And then there’s the operational advantages of using public key cryptography for authentication. You don’t have to think about all the vagaries of implementing (or leasing) an authentication system. Nor do you have to think about how you’re going to safely and securely read, store, and transmit all the state objects required to underlie that system. You barely even have to run anything more complicated than an HTML page with a little JavaScript.

What does Public Key Authentication look like?

In a world of cryptographic identity, “authenticating” is as easy as:

  1. Sending a plain-text “Authentication Message” to the entity attempting to authenticate.

  2. The entity signs the message with their private key, and optionally says “Here’s my public key too”.

  3. The authentication system “recovers” the public part of the key and compares it to the stated public key from the entity.

  4. If they match, the user has “authenticated”, and the identity involved is the public part of the key.

Easy right? Well it is, but enabling this sort of interaction between a web browser something like a modern web application also needs standards and protocols that most people can agree on. It means that common classes of attacks or misconfigurations of the authentication parameters are documented and made difficult for developer to trip over.

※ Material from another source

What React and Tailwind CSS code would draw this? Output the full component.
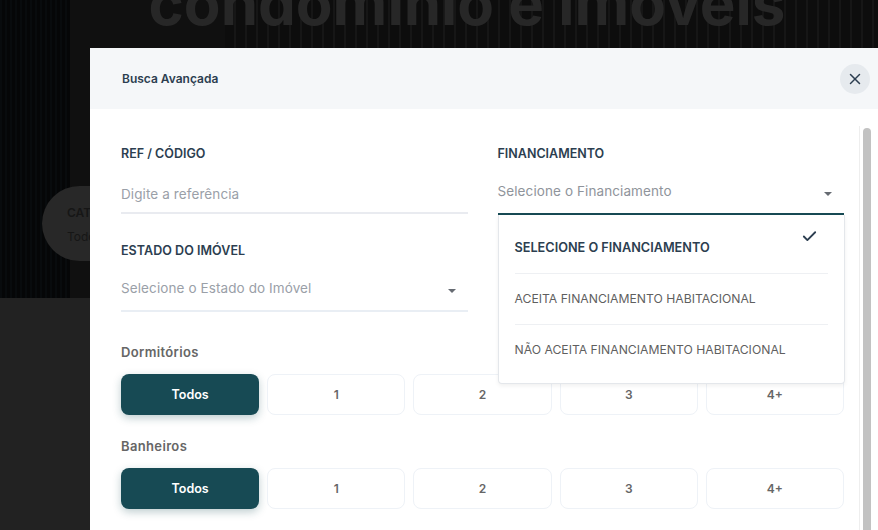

It also means the user must be able to “create identities” on-demand and switch between them on-demand. There would need to be a common language, an API, that apps could talk to applications with, and know what kinds of responses they could expect.

Making this work between a web app and a key pair application running on an Android phone somewhere else in the world is another challenge that would require a whole other set of tools.

People are bad at public / private keys! Are they?

It should have also become clear at this point that as much as the public portion of the keys are a huge part of Public Key Cryptography, the private portion is equally, if not vastly more important. If I know the private part of your key and I can gain access to your encrypted messages, I can literally read everything.

I can also masquerade as you online by providing cryptographic proofs using your private key.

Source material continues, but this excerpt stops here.